I disagreed with a lot of this (predictably, since I wrote the opposite opinion on this books for TMR https://robbieherbst.substack.com/cp/165559068). For me, the genius of this book (and it's politics) is that it isn't warning about a speculative future, but describing the dystopian present that exists around the world. the fact is that the story is a part of history that has repeated itself in any of the countless countries where right wing death squads have disappeared members of the political left. much of what you criticize—the very-present tense, the refusal to write from the stable vantage point of the protagonist, Eilish's increasing reactiveness—seems to me to be the point of the novel. Rather than tropish, the surrounding characters will appear as literal human beings but also that abstract 'void' of history. They can both be true.

the fact is that this isn't a didactic novel, as you claim. Eilish is largely non-political, but she also isn't disparaged for her bourgeois tendencies. She tells her husband not to go to the protest, and then he is disappeared. It's not always clear what the right thing to do is. If it were just a shallow piece of liberal-left art, it would show the noble good guys winning and Eilish learning to embrace the revolution. I think that the idea of political revolution is complicated and made more difficult to bear. It's not perfect, but the approach to me was far more interesting.

you are right about the 'some' thing, though.

Alan Rossi's avatar

Just a quick comment to say that I read your piece and thoroughly enjoyed it. As you say about mine, I don't agree with some of it, but it's beautifully, thoughtfully, and complexly written. The lens you use is wonderful: Benjamin's essay about Brechtian theatre, and how it asks the viewer/reader to take a position toward the action. This would suggest that there is more than one position to take, which I agree is valuable. This is really where I see that our sensibilities diverge: my sense about Prophet Song is that there is only one way a reader could possibly perceive the action, and that is precisely my (or one of my) criticism(s) of it. And the question of whether to stay or go (and the inherent position the audience is asked to take) is not really the real question of the novel, imo. But again, I loved reading the essay. Excellently done.

Robbie Herbst's avatar

Thanks, Alan! I really appreciate that, and I think there's a lot of merit to your perspective as well. I think we share a point of view about political lit just diverged a bit on this specific novel.

Alan Rossi's avatar

I'll have to check out your essay. I'm not arguing anything about the characters' political leanings: I'm arguing something I feel about the authors'. That being said, I understand where you're coming from. The "dystopian present" parts of the novel were some of the best parts - I describe this as many of the "action sequences," which is what those sequences felt like to me.

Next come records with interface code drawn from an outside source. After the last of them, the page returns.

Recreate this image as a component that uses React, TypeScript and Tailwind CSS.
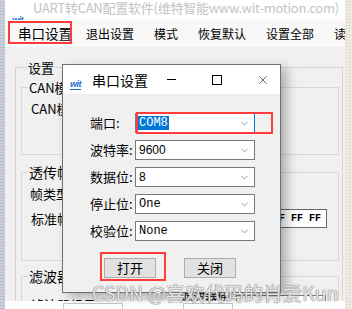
import { ChevronDown, X } from 'lucide-react';

const cjk = "font-['Noto_Sans_CJK_SC','Noto_Sans',sans-serif]";

function Combo({ value, mono, selected }: { value: string; mono?: boolean; selected?: boolean }) {
  return (
    <div
      className={`flex items-center w-[120px] h-[20px] bg-white border ${
        selected ? 'border-[#7a7a7a] border-r-[#0078d7]' : 'border-[#7a7a7a]'
      } pl-[2px] pr-[4px]`}
    >
      <span
        className={`flex-1 text-[12px] leading-[14px] ${
          mono ? "font-['Liberation_Mono',monospace]" : "font-['Liberation_Sans',sans-serif]"
        }`}
      >
        <span className={selected ? 'bg-[#0078d7] text-white px-[1px]' : 'px-[1px] text-black'}>{value}</span>
      </span>
      <ChevronDown size={11} strokeWidth={1.3} className="text-[#555]" />
    </div>
  );
}

function Row({ label, children }: { label: string; children: React.ReactNode }) {
  return (
    <div className="flex items-center h-[20px]">
      <span className={`w-[45px] text-[13px] leading-[16px] text-black ${cjk}`}>{label}</span>
      {children}
    </div>
  );
}

function Logo() {
  return (
    <span className="inline-block text-[9px] leading-[9px] font-bold italic text-[#1b6fd1] font-['Liberation_Sans',sans-serif] tracking-[-0.5px] border-b border-[#1b6fd1]">
      wit
    </span>
  );
}

export default function App() {
  return (
    <div className={`relative w-[352px] h-[309px] overflow-hidden flex bg-[#f0f0f0] ${cjk}`}>
      {/* escritorio detrás, izquierda */}
      <div className="w-[5px] h-full shrink-0 bg-[#c9ced8] [background-image:repeating-linear-gradient(0deg,#b7bfcc_0px,#b7bfcc_1px,transparent_1px,transparent_3px)]" />

      {/* ventana principal */}
      <div className="w-[340px] h-full shrink-0 flex flex-col">
        <div className="h-[20px] bg-white flex items-start pl-[7px] overflow-hidden">
          <div className="mt-[4px] w-[21px] shrink-0">
            <Logo />
          </div>
          <span className="min-w-0 -mt-[1px] text-[13px] leading-[18px] tracking-[-0.25px] text-[#c4c4c4] whitespace-nowrap">
            UART转CAN配置软件(维特智能www.wit-motion.com)
          </span>
        </div>

        <div className="h-[27px] bg-[#f8f8f8] flex items-center pl-[13px] text-[13px] text-black whitespace-nowrap overflow-hidden">
          <span className="text-[13.5px] mr-[14px]">串口设置</span>
          <span className="text-[12px] mr-[20px]">退出设置</span>
          <span className="text-[12px] mr-[20px]">模式</span>
          <span className="text-[12px] mr-[20px]">恢复默认</span>
          <span className="text-[12px] mr-[20px]">设置全部</span>
          <span className="text-[12px]">读取全部</span>
        </div>

        <div className="h-[254px] bg-[#f0f0f0] overflow-hidden pt-[13px] pl-[10px]">
          <fieldset className="w-[328px] h-[260px] border border-[#d5d5d5] pl-[5px] pr-[3px]">
            <legend className="ml-[6px] px-[1px] text-[13px] leading-[15px] text-black">设置</legend>

            <fieldset className="mt-[5px] h-[75px] border border-[#d8d8d8] pl-[9px]">
              <legend className="-ml-[3px] px-[1px] text-[13px] leading-[15px] text-black">CAN模式设置</legend>
              <div className="pt-[6px] text-[13px] leading-[15px] text-black">CAN模式:</div>
            </fieldset>

            <fieldset className="mt-[10px] h-[96px] border border-[#d8d8d8] pl-[8px] pr-[11px]">
              <legend className="-ml-[2px] px-[1px] text-[14px] leading-[15px] text-black">透传帧设置</legend>
              <div className="pt-[6px] text-[13px] leading-[15px] text-black">帧类型:</div>
              <div className="mt-[8px] flex items-center justify-between">
                <span className="text-[13px] leading-[15px] text-black pl-[1px]">标准帧ID:</span>
                <div className="w-[150px] h-[19px] bg-white border border-[#6a6a6a] flex items-center justify-end pr-[5px]">
                  <span className="font-['Liberation_Mono',monospace] text-[10px] font-bold text-black whitespace-nowrap">
                    FF FF FF FF FF FF
                  </span>
                </div>
              </div>
            </fieldset>

            <fieldset className="mt-[8px] h-[60px] border border-[#d8d8d8] pl-[9px] pr-[8px]">
              <legend className="-ml-[3px] px-[1px] text-[14px] leading-[15px] text-black">滤波器设置</legend>
              <div className="pt-[5px] flex items-center">
                <span className="text-[13px] leading-[15px] text-black w-[150px]">滤波器组号:</span>
                <span className="text-[12px] leading-[15px] text-black w-[55px]">滤波器使能:</span>
                <div className="w-[90px] h-[19px] bg-white border border-[#7a7a7a]" />
              </div>
            </fieldset>
          </fieldset>
        </div>

        <div className="h-[8px] bg-white flex items-end gap-[60px] pl-[58px]">
          <div className="w-[60px] h-[6px] border-t border-x border-[#c8c8c8]" />
          <div className="w-[50px] h-[6px] border-t border-x border-[#c8c8c8]" />
        </div>
      </div>

      {/* escritorio detrás, derecha */}
      <div className="w-[7px] h-full shrink-0 bg-[#eeeae2] [background-image:radial-gradient(#d6cfc0_1px,transparent_1px)] [background-size:3px_3px]" />

      {/* diálogo 串口设置 */}
      <div className="absolute left-[62px] top-[64px] w-[219px] h-[229px] border border-[#6e6e6e] bg-[#f0f0f0] flex flex-col shadow-[6px_4px_10px_rgba(0,0,0,0.28)]">
        <div className="h-[29px] bg-white flex items-center">
          <div className="w-[22px] pl-[7px] shrink-0">
            <Logo />
          </div>
          <span className="ml-[7px] text-[14px] leading-[16px] text-black whitespace-nowrap">串口设置</span>
          <div className="ml-auto flex h-full">
            <div className="w-[46px] flex items-center justify-center">
              <div className="w-[9px] h-[1px] bg-black" />
            </div>
            <div className="w-[46px] flex items-center justify-center">
              <div className="w-[10px] h-[10px] border border-black" />
            </div>
            <div className="w-[46px] flex items-center justify-center">
              <X size={14} strokeWidth={1} className="text-black" />
            </div>
          </div>
        </div>

        <div className="flex flex-col gap-[7px] pl-[27px] pt-[19px]">
          <Row label="端口:">
            <Combo value="COM8" mono selected />
          </Row>
          <Row label="波特率:">
            <Combo value="9600" />
          </Row>
          <Row label="数据位:">
            <Combo value="8" />
          </Row>
          <Row label="停止位:">
            <Combo value="One" mono />
          </Row>
          <Row label="校验位:">
            <Combo value="None" mono />
          </Row>
        </div>

        <div className="flex gap-[28px] pl-[41px] mt-[17px]">
          <button className="w-[52px] h-[20px] bg-[#e1e1e1] border border-[#adadad] text-[13px] leading-[16px] text-black">
            打开
          </button>
          <button className="w-[52px] h-[20px] bg-[#e1e1e1] border border-[#adadad] text-[13px] leading-[16px] text-black">
            关闭
          </button>
        </div>
      </div>

      {/* marcas rojas */}
      <div className="absolute left-[8px] top-[21px] w-[64px] h-[23px] border-2 border-[#ff3b3b]" />
      <div className="absolute left-[136px] top-[112px] w-[137px] h-[22px] border-2 border-[#ff3b3b]" />
      <div className="absolute left-[100px] top-[252px] w-[66px] h-[29px] border-2 border-[#ff3b3b]" />

      {/* marca de agua */}
      <div className="absolute left-[92px] top-[280px] text-[19.5px] leading-[26px] whitespace-nowrap text-[#e6e6e6] [text-shadow:0_0_1px_#6e6e6e,0_0_1px_#6e6e6e]">
        CSDN @喜欢代码的肖爱Kun
      </div>
    </div>
  );
}
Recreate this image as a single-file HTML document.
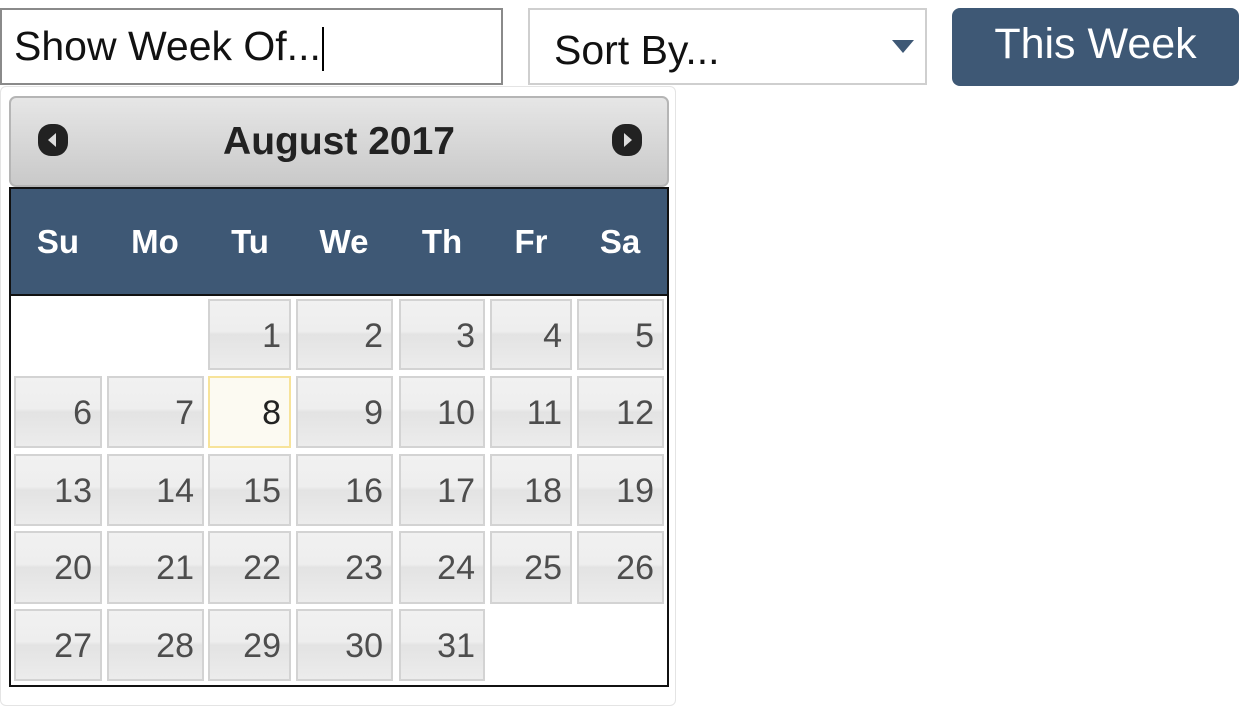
<!DOCTYPE html>
<html><head><style>
body{margin:0;width:1251px;height:697px;background:#fff;font-family:"Liberation Sans",Arial,sans-serif;position:relative;overflow:hidden}
.a{position:absolute;box-sizing:border-box}
.c{position:absolute;box-sizing:border-box;border:2px solid #d3d3d3;background:linear-gradient(#f1f1f1 0%,#eeeeee 45%,#e3e3e3 50%,#ececec 100%);color:#4d4d4d;font-size:34px;text-align:right;padding-right:8px;line-height:70px}
.h{position:absolute;top:222px;color:#fff;font-weight:bold;font-size:33px;line-height:40px;transform:translateX(-50%)}
</style></head><body>
<div class="a" style="left:0;top:8px;width:503px;height:77px;border:2px solid #8a8a8a;font-size:41px;line-height:72px;padding-left:12px;color:#111">Show Week Of...<span style="display:inline-block;width:2px;height:44px;background:#000;vertical-align:middle;margin-left:1px"></span></div>
<div class="a" style="left:528px;top:8px;width:399px;height:77px;border:2px solid #cfcfcf;font-size:41px;line-height:80px;padding-left:24px;color:#111">Sort By...
<svg class="a" style="left:362px;top:30px" width="22" height="14"><path d="M0 0H22L11 13Z" fill="#3e5875"/></svg></div>
<div class="a" style="left:952px;top:8px;width:287px;height:78px;background:#3e5875;border-radius:8px;color:#fff;font-size:43px;line-height:72px;text-align:center">This Week</div>
<div class="a" style="left:0;top:86px;width:676px;height:620px;border:1px solid #e4e4e4;border-radius:6px;background:#fff"></div>
<div class="a" style="left:9px;top:96px;width:660px;height:91px;border:2px solid #b5b5b5;border-radius:7px;background:linear-gradient(#e6e6e6,#c9c9c9);text-align:center;font-weight:bold;font-size:39px;line-height:88px;color:#222">August 2017
<svg class="a" style="left:26px;top:25px" width="32" height="34"><rect x="1" y="1" width="30" height="32" rx="13" fill="#222"/><path d="M19 10L11 17L19 24Z" fill="#ddd"/></svg>
<svg class="a" style="left:600px;top:25px" width="32" height="34"><rect x="1" y="1" width="30" height="32" rx="13" fill="#222"/><path d="M13 10L21 17L13 24Z" fill="#ddd"/></svg></div>
<div class="a" style="left:9px;top:187px;width:660px;height:500px;border:2px solid #111;background:#fff"></div>
<div class="a" style="left:11px;top:189px;width:656px;height:107px;background:#3e5875;border-bottom:2px solid #111"></div>
<div class="h" style="left:58px">Su</div><div class="h" style="left:155px">Mo</div><div class="h" style="left:250px">Tu</div><div class="h" style="left:344px">We</div><div class="h" style="left:442px">Th</div><div class="h" style="left:531px">Fr</div><div class="h" style="left:620px">Sa</div>
<div id="g"></div>
<script>
var xs=[[14,88],[107,97],[208,83],[296,97],[399,86],[490,82],[577,87]],ys=[[299,71],[376,72],[454,72],[531,73],[609,72]],h='';
for(var d=1;d<=31;d++){var i=d+1,r=Math.floor(i/7),c=i%7;var st='left:'+xs[c][0]+'px;top:'+ys[r][0]+'px;width:'+xs[c][1]+'px;height:'+ys[r][1]+'px;';if(d==8)st+='border-color:#f7e39a;background:#fcfaf2;color:#222;';h+='<div class="c" style="'+st+'">'+d+'</div>';}
document.getElementById('g').innerHTML=h;
</script>
</body></html>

I don't think the book was shallow, necessarily, but I also don't think it had many "ideas" at all. But the very thing you write here, that "the story is a part of history that has repeated itself in any countless countries," is definitely my critique: the images from the novel are so static, so repeated, and as I said, so seemingly gleaned from other sources that we have all seen as well, that I felt the book wasn't inventive in general (along with not being inventive stylistically, not that invention is the key to anything, but it helps). And I do know what you mean: you're right, making Eilish a reaction is the point, but I had a hard time seeing her as a person in the first place.

David Snider's avatar

I read your essay, also. It’s striking to see two vastly different takes on the same book, but I’m hoping the suspense lasts! (In other words, I found both reviews quite valuable.)

Derek Neal's avatar

I thought this was a fantastic review and after reading some of Alan’s other essays and short stories, I’m convinced he’s one of our best contemporary writers. Alan is articulating his own aesthetic vision and standing behind it, and this is what any writer should do, especially when something about a book seems “off” to you, you have to think about why and try to explain it, which then allows you to more clearly understand the kind of writing you’re trying to do.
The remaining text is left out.